There’s also a stab at product separation—though the average viewer might not notice the difference. The nighttime Chester is hawking classic Cheetos (with all the saturated fat you can swallow). The daytime Chester is pushing newer, slightly less unhealthy variations (no doubt to comply with some sort of regulatory pressure regarding childhood nutrition).

I racked my brain but couldn’t think of other spokes-characters who present different personalities to different demographic groups. Riccardi reminded me that Tony the Tiger, of Frosted Flakes fame (“They’re grrrrrrrrreat!”), was a bit of a trailblazer in this regard. Tony was at first strictly for the kids but later began appearing over grown-ups’ shoulders to insist that Frosted Flakes are “the taste adults have grown to love.” Tony never really changed his stripes, though. He was still the same friendly, upbeat tiger—just pitching to a different audience. By contrast, Chester has fully reinvented himself with this creepy, countercultural zag.

There’s also a Web component to this Orange Underground campaign. (Because there always is.) We’re encouraged to devise our own Cheetos-related pranks, then post the resultant video evidence to YouTube. It seems this ploy hasn’t gotten much traction and has even met with mild resistance. As one food blog writes, “Who in their right mind is actually going to go out and buy 20 bags of Cheetos to pull pranks with?” Good point. Given that these things are constructed half of air and half of cheese dust, the per-weight cost of procuring mass quantities of Cheetos must be daunting.
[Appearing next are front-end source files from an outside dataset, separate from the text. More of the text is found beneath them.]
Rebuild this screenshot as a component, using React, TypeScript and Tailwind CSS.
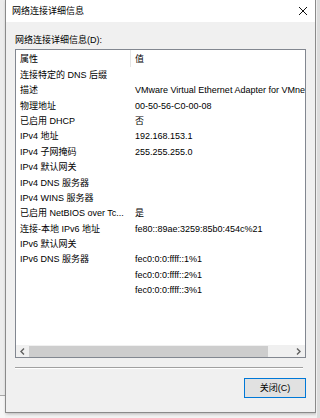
import React from 'react';

type Row = { name: string; value?: string };

const rows: Row[] = [
  { name: '连接特定的 DNS 后缀' },
  { name: '描述', value: 'VMware Virtual Ethernet Adapter for VMnet8' },
  { name: '物理地址', value: '00-50-56-C0-00-08' },
  { name: '已启用 DHCP', value: '否' },
  { name: 'IPv4 地址', value: '192.168.153.1' },
  { name: 'IPv4 子网掩码', value: '255.255.255.0' },
  { name: 'IPv4 默认网关' },
  { name: 'IPv4 DNS 服务器' },
  { name: 'IPv4 WINS 服务器' },
  { name: '已启用 NetBIOS over Tc...', value: '是' },
  { name: '连接-本地 IPv6 地址', value: 'fe80::89ae:3259:85b0:454c%21' },
  { name: 'IPv6 默认网关' },
  { name: 'IPv6 DNS 服务器', value: 'fec0:0:0:ffff::1%1' },
  { name: '', value: 'fec0:0:0:ffff::2%1' },
  { name: '', value: 'fec0:0:0:ffff::3%1' },
];

const font = "font-['Liberation_Sans','Noto_Sans_CJK_SC',sans-serif]";

const App: React.FC = () => {
  return (
    <div className={`flex w-[320px] h-[418px] overflow-hidden bg-[#f3f3f3] text-[9px] text-black ${font}`}>
      {/* window behind, left edge */}
      <div className="flex flex-col w-[5px]">
        <div className="h-[396px] bg-[#ececec] border-b border-[#a8a8a8]" />
        <div className="flex-1 bg-[#f6f6f6]" />
      </div>

      {/* Dialog */}
      <div className="flex flex-col w-[311px] h-[413px] border-x border-b border-[#8a8a8a] bg-[#f0f0f0] shadow-[1px_1px_3px_rgba(0,0,0,0.25)]">
        {/* Title bar */}
        <div className="flex items-center justify-between h-[22px] bg-white pl-[6px] pr-[7px]">
          <span className="leading-none">网络连接详细信息</span>
          <svg width="10" height="10" viewBox="0 0 10 10">
            <path d="M1 1 L9 9 M9 1 L1 9" stroke="#111" strokeWidth="1" fill="none" />
          </svg>
        </div>

        {/* Body */}
        <div className="flex flex-col flex-1 px-[9px] pt-[11px]">
          <div className="h-[14px] leading-[14px]">网络连接详细信息(D):</div>

          {/* List view */}
          <div className="mt-[2px] flex flex-col h-[309px] border border-[#828790] bg-white">
            <div className="flex h-[18px]">
              <div className="w-[114px] pl-[4px] leading-[18px]">属性</div>
              <div className="w-px h-[17px] bg-[#e5e5e5]" />
              <div className="pl-[4px] leading-[18px]">值</div>
            </div>

            <div className="flex flex-col flex-1">
              {rows.map((r, i) => (
                <div key={i} className="flex h-[15.36px] leading-[15.36px] whitespace-nowrap">
                  <div className="w-[115px] pl-[4px] overflow-hidden">{r.name}</div>
                  <div className="flex-1 pl-[4px] overflow-hidden">{r.value}</div>
                </div>
              ))}
            </div>

            {/* Horizontal scrollbar */}
            <div className="flex items-center h-[12px] bg-[#f0f0f0]">
              <div className="flex items-center justify-center w-[13px] h-full">
                <svg width="5" height="7" viewBox="0 0 5 7">
                  <path d="M4 0.5 L1 3.5 L4 6.5" stroke="#606060" strokeWidth="1.4" fill="none" />
                </svg>
              </div>
              <div className="w-[239px] h-[11px] bg-[#cdcdcd]" />
              <div className="flex-1" />
              <div className="flex items-center justify-center w-[13px] h-full">
                <svg width="5" height="7" viewBox="0 0 5 7">
                  <path d="M1 0.5 L4 3.5 L1 6.5" stroke="#606060" strokeWidth="1.4" fill="none" />
                </svg>
              </div>
            </div>
          </div>

          {/* Separator */}
          <div className="mt-[9px] w-[288px] h-[2px] border-t border-[#a0a0a0] border-b border-b-white" />

          {/* Button row */}
          <div className="flex justify-end mt-[9px]">
            <button className="w-[62px] h-[20px] border border-[#0078d7] bg-[#e1e1e1] leading-none text-[9px]">
              关闭(C)
            </button>
          </div>
        </div>
      </div>

      {/* window behind, right edge */}
      <div className="flex-1 bg-[#dcdcdc] border-l border-[#f0f0f0]" />
    </div>
  );
};

export default App;
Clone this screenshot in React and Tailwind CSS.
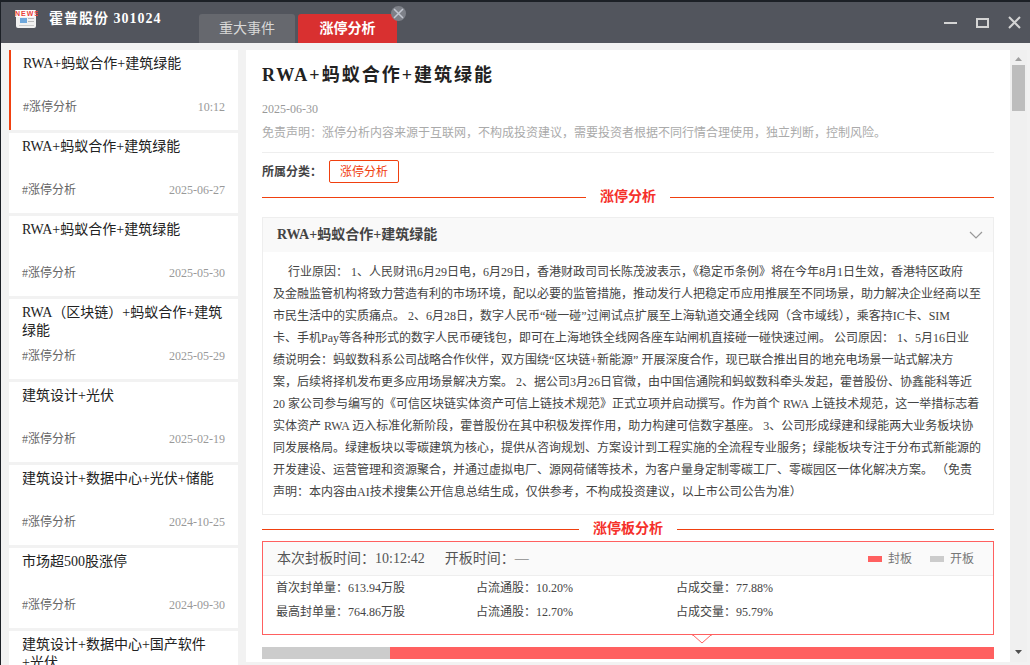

Grade: A-. Bizarre, moody spots that make me laugh. I love the details (the chess clock, the rapturous look on the flight attendant’s face as Chester massages her, “double down“). The humor isn’t really in the notion that a cartoon Cheetah wants us to act like jackasses. It’s more in the atmospherics of the ads—the lack of music, the sinister tone, and, above all, Chester’s cruel insouciance. Kudos on a successful rebranding of a character that had seemed destined to fade into cheesy oblivion.